▶ _TASK INSTRUCTIONS_
Everything in the listing except the pictures should be written out exactly.

▶ _INFORMATION SUPPLIED_
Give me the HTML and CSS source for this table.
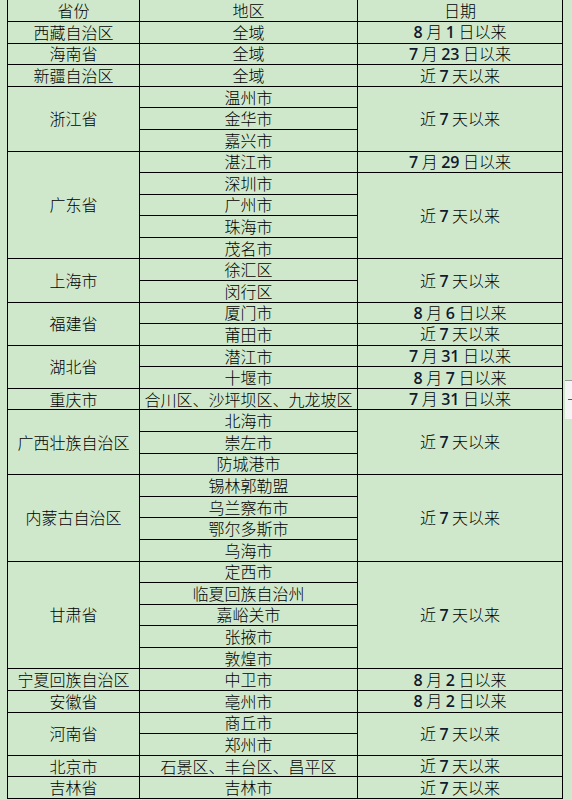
FILE: index.html
```html
<!DOCTYPE html>
<html lang="zh-CN">
<head>
<meta charset="utf-8">
<title>地区列表</title>
<link rel="stylesheet" href="styles.css">
</head>
<body>
<table class="sheet">
  <colgroup><col class="c1"><col class="c2"><col class="c3"></colgroup>
  <tr class="head"><td>省份</td><td>地区</td><td>日期</td></tr>
  <tr><td>西藏自治区</td><td>全域</td><td><span class="n">8</span> 月 <span class="n">1</span> 日以来</td></tr>
  <tr><td>海南省</td><td>全域</td><td><span class="n">7</span> 月 <span class="n">23</span> 日以来</td></tr>
  <tr><td>新疆自治区</td><td>全域</td><td>近 <span class="n">7</span> 天以来</td></tr>
  <tr><td rowspan="3">浙江省</td><td>温州市</td><td rowspan="3">近 <span class="n">7</span> 天以来</td></tr>
  <tr><td>金华市</td></tr>
  <tr><td>嘉兴市</td></tr>
  <tr><td rowspan="5">广东省</td><td>湛江市</td><td><span class="n">7</span> 月 <span class="n">29</span> 日以来</td></tr>
  <tr><td>深圳市</td><td rowspan="4">近 <span class="n">7</span> 天以来</td></tr>
  <tr><td>广州市</td></tr>
  <tr><td>珠海市</td></tr>
  <tr><td>茂名市</td></tr>
  <tr><td rowspan="2">上海市</td><td>徐汇区</td><td rowspan="2">近 <span class="n">7</span> 天以来</td></tr>
  <tr><td>闵行区</td></tr>
  <tr><td rowspan="2">福建省</td><td>厦门市</td><td><span class="n">8</span> 月 <span class="n">6</span> 日以来</td></tr>
  <tr><td>莆田市</td><td>近 <span class="n">7</span> 天以来</td></tr>
  <tr><td rowspan="2">湖北省</td><td>潜江市</td><td><span class="n">7</span> 月 <span class="n">31</span> 日以来</td></tr>
  <tr><td>十堰市</td><td><span class="n">8</span> 月 <span class="n">7</span> 日以来</td></tr>
  <tr><td>重庆市</td><td>合川区、沙坪坝区、九龙坡区</td><td><span class="n">7</span> 月 <span class="n">31</span> 日以来</td></tr>
  <tr><td rowspan="3">广西壮族自治区</td><td>北海市</td><td rowspan="3">近 <span class="n">7</span> 天以来</td></tr>
  <tr><td>崇左市</td></tr>
  <tr><td>防城港市</td></tr>
  <tr><td rowspan="4">内蒙古自治区</td><td>锡林郭勒盟</td><td rowspan="4">近 <span class="n">7</span> 天以来</td></tr>
  <tr><td>乌兰察布市</td></tr>
  <tr><td>鄂尔多斯市</td></tr>
  <tr><td>乌海市</td></tr>
  <tr><td rowspan="5">甘肃省</td><td>定西市</td><td rowspan="5">近 <span class="n">7</span> 天以来</td></tr>
  <tr><td>临夏回族自治州</td></tr>
  <tr><td>嘉峪关市</td></tr>
  <tr><td>张掖市</td></tr>
  <tr><td>敦煌市</td></tr>
  <tr><td>宁夏回族自治区</td><td>中卫市</td><td><span class="n">8</span> 月 <span class="n">2</span> 日以来</td></tr>
  <tr><td>安徽省</td><td>亳州市</td><td><span class="n">8</span> 月 <span class="n">2</span> 日以来</td></tr>
  <tr><td rowspan="2">河南省</td><td>商丘市</td><td rowspan="2">近 <span class="n">7</span> 天以来</td></tr>
  <tr><td>郑州市</td></tr>
  <tr><td>北京市</td><td>石景区、丰台区、昌平区</td><td>近 <span class="n">7</span> 天以来</td></tr>
  <tr><td>吉林省</td><td>吉林市</td><td>近 <span class="n">7</span> 天以来</td></tr>
</table>
<div class="side-tab"><span class="side-dash"></span></div>
</body>
</html>
```
FILE: styles.css
```css
html, body {
  margin: 0;
  padding: 0;
  background: #cfe8cc;
}
body {
  position: relative;
  width: 572px;
  height: 800px;
  overflow: hidden;
  font-family: "Noto Sans CJK SC", "Noto Sans", sans-serif;
  font-size: 16px;
  color: #000;
}
.sheet {
  margin: 0 0 0 7px;
  border-collapse: collapse;
  table-layout: fixed;
  width: 556px;
}
.c1 { width: 132px; }
.c2 { width: 218px; }
.c3 { width: 205px; }
.sheet tr {
  height: 21.58px;
}
.sheet td {
  border: 1px solid #000;
  padding: 0;
  text-align: center;
  vertical-align: middle;
  line-height: 19px;
  white-space: nowrap;
  font-weight: 300;
}
.sheet .head td {
  border-top: 0;
}
.n {
  font-family: "Open Sans", "Liberation Sans", sans-serif;
  font-weight: 600;
  color: #111a2e;
}
.side-tab {
  position: absolute;
  left: 565px;
  top: 380px;
  width: 7px;
  height: 38px;
  background: #f4f4f4;
  border-top: 1px solid #9a9a9a;
}
.side-dash {
  position: absolute;
  left: 3px;
  top: 18px;
  width: 4px;
  height: 1px;
  background: #555;
}
```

▶ _FINISHED EXERCISE_
Give me the HTML and CSS source for this table.
FILE: index.html
```html
<!DOCTYPE html>
<html lang="zh-CN">
<head>
<meta charset="utf-8">
<title>地区列表</title>
<link rel="stylesheet" href="styles.css">
</head>
<body>
<table class="sheet">
  <colgroup><col class="c1"><col class="c2"><col class="c3"></colgroup>
  <tr class="head"><td>省份</td><td>地区</td><td>日期</td></tr>
  <tr><td>西藏自治区</td><td>全域</td><td><span class="n">8</span> 月 <span class="n">1</span> 日以来</td></tr>
  <tr><td>海南省</td><td>全域</td><td><span class="n">7</span> 月 <span class="n">23</span> 日以来</td></tr>
  <tr><td>新疆自治区</td><td>全域</td><td>近 <span class="n">7</span> 天以来</td></tr>
  <tr><td rowspan="3">浙江省</td><td>温州市</td><td rowspan="3">近 <span class="n">7</span> 天以来</td></tr>
  <tr><td>金华市</td></tr>
  <tr><td>嘉兴市</td></tr>
  <tr><td rowspan="5">广东省</td><td>湛江市</td><td><span class="n">7</span> 月 <span class="n">29</span> 日以来</td></tr>
  <tr><td>深圳市</td><td rowspan="4">近 <span class="n">7</span> 天以来</td></tr>
  <tr><td>广州市</td></tr>
  <tr><td>珠海市</td></tr>
  <tr><td>茂名市</td></tr>
  <tr><td rowspan="2">上海市</td><td>徐汇区</td><td rowspan="2">近 <span class="n">7</span> 天以来</td></tr>
  <tr><td>闵行区</td></tr>
  <tr><td rowspan="2">福建省</td><td>厦门市</td><td><span class="n">8</span> 月 <span class="n">6</span> 日以来</td></tr>
  <tr><td>莆田市</td><td>近 <span class="n">7</span> 天以来</td></tr>
  <tr><td rowspan="2">湖北省</td><td>潜江市</td><td><span class="n">7</span> 月 <span class="n">31</span> 日以来</td></tr>
  <tr><td>十堰市</td><td><span class="n">8</span> 月 <span class="n">7</span> 日以来</td></tr>
  <tr><td>重庆市</td><td>合川区、沙坪坝区、九龙坡区</td><td><span class="n">7</span> 月 <span class="n">31</span> 日以来</td></tr>
  <tr><td rowspan="3">广西壮族自治区</td><td>北海市</td><td rowspan="3">近 <span class="n">7</span> 天以来</td></tr>
  <tr><td>崇左市</td></tr>
  <tr><td>防城港市</td></tr>
  <tr><td rowspan="4">内蒙古自治区</td><td>锡林郭勒盟</td><td rowspan="4">近 <span class="n">7</span> 天以来</td></tr>
  <tr><td>乌兰察布市</td></tr>
  <tr><td>鄂尔多斯市</td></tr>
  <tr><td>乌海市</td></tr>
  <tr><td rowspan="5">甘肃省</td><td>定西市</td><td rowspan="5">近 <span class="n">7</span> 天以来</td></tr>
  <tr><td>临夏回族自治州</td></tr>
  <tr><td>嘉峪关市</td></tr>
  <tr><td>张掖市</td></tr>
  <tr><td>敦煌市</td></tr>
  <tr><td>宁夏回族自治区</td><td>中卫市</td><td><span class="n">8</span> 月 <span class="n">2</span> 日以来</td></tr>
  <tr><td>安徽省</td><td>亳州市</td><td><span class="n">8</span> 月 <span class="n">2</span> 日以来</td></tr>
  <tr><td rowspan="2">河南省</td><td>商丘市</td><td rowspan="2">近 <span class="n">7</span> 天以来</td></tr>
  <tr><td>郑州市</td></tr>
  <tr><td>北京市</td><td>石景区、丰台区、昌平区</td><td>近 <span class="n">7</span> 天以来</td></tr>
  <tr><td>吉林省</td><td>吉林市</td><td>近 <span class="n">7</span> 天以来</td></tr>
</table>
<div class="side-tab"><span class="side-dash"></span></div>
</body>
</html>
```
FILE: styles.css
```css
html, body {
  margin: 0;
  padding: 0;
  background: #cfe8cc;
}
body {
  position: relative;
  width: 572px;
  height: 800px;
  overflow: hidden;
  font-family: "Noto Sans CJK SC", "Noto Sans", sans-serif;
  font-size: 16px;
  color: #000;
}
.sheet {
  margin: 0 0 0 7px;
  border-collapse: collapse;
  table-layout: fixed;
  width: 556px;
}
.c1 { width: 132px; }
.c2 { width: 218px; }
.c3 { width: 205px; }
.sheet tr {
  height: 21.58px;
}
.sheet td {
  border: 1px solid #000;
  padding: 0;
  text-align: center;
  vertical-align: middle;
  line-height: 19px;
  white-space: nowrap;
  font-weight: 300;
}
.sheet .head td {
  border-top: 0;
}
.n {
  font-family: "Open Sans", "Liberation Sans", sans-serif;
  font-weight: 600;
  color: #111a2e;
}
.side-tab {
  position: absolute;
  left: 565px;
  top: 380px;
  width: 7px;
  height: 38px;
  background: #f4f4f4;
  border-top: 1px solid #9a9a9a;
}
.side-dash {
  position: absolute;
  left: 3px;
  top: 18px;
  width: 4px;
  height: 1px;
  background: #555;
}
```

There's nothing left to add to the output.